WORK TO COMPLETE:
How many lines hold the string "React"? Reply with the number alone.

----- PROVIDED DATA

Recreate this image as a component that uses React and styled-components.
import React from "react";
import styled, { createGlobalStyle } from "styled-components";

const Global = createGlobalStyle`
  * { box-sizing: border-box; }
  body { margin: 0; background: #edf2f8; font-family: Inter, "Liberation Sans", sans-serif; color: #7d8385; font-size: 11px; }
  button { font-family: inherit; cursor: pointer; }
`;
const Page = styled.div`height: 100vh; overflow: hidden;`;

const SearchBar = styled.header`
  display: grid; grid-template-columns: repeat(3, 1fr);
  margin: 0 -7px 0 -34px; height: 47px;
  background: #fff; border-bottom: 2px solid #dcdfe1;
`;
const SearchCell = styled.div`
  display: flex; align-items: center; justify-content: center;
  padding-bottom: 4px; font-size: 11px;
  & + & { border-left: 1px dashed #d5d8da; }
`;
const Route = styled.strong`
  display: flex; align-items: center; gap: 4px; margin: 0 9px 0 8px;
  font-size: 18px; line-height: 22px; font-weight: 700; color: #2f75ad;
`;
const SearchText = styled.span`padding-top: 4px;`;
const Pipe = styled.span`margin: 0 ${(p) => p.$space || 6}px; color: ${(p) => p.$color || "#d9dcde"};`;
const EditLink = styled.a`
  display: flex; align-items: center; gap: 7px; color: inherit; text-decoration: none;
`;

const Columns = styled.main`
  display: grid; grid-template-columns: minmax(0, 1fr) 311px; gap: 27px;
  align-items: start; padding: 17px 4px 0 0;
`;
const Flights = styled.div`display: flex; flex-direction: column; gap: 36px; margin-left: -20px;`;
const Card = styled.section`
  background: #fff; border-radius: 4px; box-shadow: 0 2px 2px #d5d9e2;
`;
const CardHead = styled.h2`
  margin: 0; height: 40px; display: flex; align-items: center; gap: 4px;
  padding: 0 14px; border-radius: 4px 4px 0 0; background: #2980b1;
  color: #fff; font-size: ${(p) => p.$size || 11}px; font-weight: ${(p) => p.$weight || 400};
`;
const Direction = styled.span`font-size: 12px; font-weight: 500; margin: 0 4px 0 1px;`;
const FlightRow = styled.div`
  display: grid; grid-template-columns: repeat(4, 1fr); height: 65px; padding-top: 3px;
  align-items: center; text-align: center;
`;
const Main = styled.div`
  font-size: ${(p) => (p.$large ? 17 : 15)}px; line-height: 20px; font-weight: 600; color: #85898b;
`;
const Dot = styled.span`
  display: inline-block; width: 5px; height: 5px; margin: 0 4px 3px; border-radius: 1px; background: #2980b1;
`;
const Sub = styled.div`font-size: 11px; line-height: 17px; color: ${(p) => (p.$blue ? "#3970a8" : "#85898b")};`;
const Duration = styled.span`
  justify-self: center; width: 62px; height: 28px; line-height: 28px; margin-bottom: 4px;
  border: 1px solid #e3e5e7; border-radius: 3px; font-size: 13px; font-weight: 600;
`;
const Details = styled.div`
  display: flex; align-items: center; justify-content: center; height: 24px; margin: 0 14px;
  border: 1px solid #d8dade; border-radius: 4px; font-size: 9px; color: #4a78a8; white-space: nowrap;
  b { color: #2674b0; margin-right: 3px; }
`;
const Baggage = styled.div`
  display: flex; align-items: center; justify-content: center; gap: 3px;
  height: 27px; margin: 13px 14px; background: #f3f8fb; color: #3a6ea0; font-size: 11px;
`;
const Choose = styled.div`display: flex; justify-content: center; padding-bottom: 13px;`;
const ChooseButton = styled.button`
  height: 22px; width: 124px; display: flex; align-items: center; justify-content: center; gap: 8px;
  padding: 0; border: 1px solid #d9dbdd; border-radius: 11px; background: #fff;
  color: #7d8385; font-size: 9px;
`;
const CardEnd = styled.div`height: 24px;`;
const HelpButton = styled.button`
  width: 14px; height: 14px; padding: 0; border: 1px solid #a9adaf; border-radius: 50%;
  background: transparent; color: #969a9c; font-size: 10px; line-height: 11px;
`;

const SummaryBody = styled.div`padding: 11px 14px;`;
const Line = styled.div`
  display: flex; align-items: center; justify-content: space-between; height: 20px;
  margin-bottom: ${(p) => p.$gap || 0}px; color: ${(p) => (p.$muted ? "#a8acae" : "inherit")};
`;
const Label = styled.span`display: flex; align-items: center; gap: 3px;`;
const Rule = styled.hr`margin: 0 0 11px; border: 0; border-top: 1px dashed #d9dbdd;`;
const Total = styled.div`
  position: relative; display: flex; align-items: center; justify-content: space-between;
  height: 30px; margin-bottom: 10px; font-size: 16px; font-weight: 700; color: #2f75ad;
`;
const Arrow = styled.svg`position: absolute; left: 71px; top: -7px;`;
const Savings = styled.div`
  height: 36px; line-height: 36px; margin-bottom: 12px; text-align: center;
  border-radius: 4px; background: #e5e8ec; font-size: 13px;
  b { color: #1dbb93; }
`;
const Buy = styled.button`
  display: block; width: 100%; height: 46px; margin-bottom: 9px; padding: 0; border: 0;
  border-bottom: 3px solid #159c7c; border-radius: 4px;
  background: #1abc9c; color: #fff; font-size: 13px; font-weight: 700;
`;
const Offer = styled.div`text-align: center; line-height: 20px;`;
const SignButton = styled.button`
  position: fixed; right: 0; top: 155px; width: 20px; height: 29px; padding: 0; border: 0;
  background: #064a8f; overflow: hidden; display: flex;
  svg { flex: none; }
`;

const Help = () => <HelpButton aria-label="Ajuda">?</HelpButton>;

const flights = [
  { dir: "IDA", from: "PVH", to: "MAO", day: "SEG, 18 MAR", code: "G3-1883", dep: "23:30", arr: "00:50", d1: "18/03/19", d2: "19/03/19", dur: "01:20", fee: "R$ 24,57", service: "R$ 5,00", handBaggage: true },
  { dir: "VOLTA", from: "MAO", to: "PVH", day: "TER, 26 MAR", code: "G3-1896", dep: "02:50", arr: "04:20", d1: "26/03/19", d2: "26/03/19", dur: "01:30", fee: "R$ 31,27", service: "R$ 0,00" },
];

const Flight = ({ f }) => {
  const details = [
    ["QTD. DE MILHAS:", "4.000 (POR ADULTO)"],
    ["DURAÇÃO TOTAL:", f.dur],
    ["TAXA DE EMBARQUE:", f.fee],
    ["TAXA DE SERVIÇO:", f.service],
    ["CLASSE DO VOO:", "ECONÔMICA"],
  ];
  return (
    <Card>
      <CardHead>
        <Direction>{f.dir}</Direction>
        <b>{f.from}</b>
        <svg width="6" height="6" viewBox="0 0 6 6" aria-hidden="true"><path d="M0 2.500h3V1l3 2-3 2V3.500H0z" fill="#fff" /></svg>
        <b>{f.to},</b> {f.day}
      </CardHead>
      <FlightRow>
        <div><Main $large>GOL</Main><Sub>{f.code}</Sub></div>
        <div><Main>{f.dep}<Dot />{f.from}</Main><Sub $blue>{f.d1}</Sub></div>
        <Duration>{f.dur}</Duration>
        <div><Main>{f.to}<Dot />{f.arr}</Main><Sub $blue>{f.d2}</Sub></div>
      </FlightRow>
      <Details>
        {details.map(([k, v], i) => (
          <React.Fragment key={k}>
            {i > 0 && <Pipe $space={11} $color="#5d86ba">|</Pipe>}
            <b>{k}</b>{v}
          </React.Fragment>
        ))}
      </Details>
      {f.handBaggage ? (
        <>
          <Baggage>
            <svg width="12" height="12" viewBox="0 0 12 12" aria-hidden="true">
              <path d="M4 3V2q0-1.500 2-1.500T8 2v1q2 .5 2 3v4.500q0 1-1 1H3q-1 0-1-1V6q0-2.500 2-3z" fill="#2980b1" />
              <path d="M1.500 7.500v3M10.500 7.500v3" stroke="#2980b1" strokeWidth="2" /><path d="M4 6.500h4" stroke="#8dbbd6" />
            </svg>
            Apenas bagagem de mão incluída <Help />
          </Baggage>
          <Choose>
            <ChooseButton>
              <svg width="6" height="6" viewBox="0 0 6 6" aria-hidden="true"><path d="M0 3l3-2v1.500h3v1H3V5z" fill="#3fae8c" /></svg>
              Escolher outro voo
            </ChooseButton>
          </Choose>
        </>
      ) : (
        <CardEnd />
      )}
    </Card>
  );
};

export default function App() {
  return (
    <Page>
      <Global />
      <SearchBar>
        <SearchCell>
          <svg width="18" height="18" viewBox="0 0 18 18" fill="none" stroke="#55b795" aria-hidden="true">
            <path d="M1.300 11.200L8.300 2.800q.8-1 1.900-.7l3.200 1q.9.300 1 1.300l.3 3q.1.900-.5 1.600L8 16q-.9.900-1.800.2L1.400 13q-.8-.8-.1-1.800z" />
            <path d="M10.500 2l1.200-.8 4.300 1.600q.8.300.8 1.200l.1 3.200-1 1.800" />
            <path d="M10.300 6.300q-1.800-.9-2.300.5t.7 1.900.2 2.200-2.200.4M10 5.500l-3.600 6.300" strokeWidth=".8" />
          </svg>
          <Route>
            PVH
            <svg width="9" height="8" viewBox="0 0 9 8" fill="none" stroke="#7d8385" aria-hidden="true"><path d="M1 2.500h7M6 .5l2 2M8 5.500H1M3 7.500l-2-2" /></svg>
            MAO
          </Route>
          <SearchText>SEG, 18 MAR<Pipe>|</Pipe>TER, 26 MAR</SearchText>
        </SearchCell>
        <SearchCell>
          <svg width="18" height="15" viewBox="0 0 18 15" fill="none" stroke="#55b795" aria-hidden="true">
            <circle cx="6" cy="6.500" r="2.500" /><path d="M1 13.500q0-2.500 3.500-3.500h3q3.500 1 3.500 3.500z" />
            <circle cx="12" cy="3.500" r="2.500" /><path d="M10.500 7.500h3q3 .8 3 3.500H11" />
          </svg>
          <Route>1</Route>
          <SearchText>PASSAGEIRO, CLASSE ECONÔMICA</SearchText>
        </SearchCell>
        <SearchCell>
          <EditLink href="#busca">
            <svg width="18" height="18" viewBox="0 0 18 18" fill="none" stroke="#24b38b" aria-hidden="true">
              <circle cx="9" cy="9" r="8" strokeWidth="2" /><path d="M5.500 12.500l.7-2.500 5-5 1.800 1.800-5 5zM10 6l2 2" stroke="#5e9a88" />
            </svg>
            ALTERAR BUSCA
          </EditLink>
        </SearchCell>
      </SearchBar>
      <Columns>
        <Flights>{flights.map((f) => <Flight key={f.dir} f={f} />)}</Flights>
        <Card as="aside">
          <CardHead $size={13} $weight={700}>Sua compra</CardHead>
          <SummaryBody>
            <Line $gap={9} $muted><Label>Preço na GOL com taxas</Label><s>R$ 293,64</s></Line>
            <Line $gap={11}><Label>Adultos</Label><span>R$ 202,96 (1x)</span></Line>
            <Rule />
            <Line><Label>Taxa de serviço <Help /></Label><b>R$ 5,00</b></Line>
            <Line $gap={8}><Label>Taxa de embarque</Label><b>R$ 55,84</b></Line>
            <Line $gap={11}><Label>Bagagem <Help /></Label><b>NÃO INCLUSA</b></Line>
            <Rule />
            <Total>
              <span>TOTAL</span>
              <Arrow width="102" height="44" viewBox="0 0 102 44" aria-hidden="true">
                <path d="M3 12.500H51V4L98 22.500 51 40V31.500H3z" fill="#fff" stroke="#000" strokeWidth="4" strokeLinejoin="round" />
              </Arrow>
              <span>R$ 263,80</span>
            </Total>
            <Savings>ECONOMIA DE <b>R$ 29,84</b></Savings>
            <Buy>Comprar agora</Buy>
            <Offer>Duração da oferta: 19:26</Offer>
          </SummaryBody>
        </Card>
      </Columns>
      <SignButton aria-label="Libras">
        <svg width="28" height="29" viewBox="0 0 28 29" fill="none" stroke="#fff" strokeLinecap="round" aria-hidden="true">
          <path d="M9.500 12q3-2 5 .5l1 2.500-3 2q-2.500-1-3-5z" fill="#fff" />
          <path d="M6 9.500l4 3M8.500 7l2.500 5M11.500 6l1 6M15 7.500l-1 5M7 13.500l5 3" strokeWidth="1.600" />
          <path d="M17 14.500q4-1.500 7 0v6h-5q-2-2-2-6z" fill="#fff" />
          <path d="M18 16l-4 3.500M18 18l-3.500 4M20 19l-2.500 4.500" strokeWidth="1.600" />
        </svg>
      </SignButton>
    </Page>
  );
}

----------

RIGHT ANSWER:
4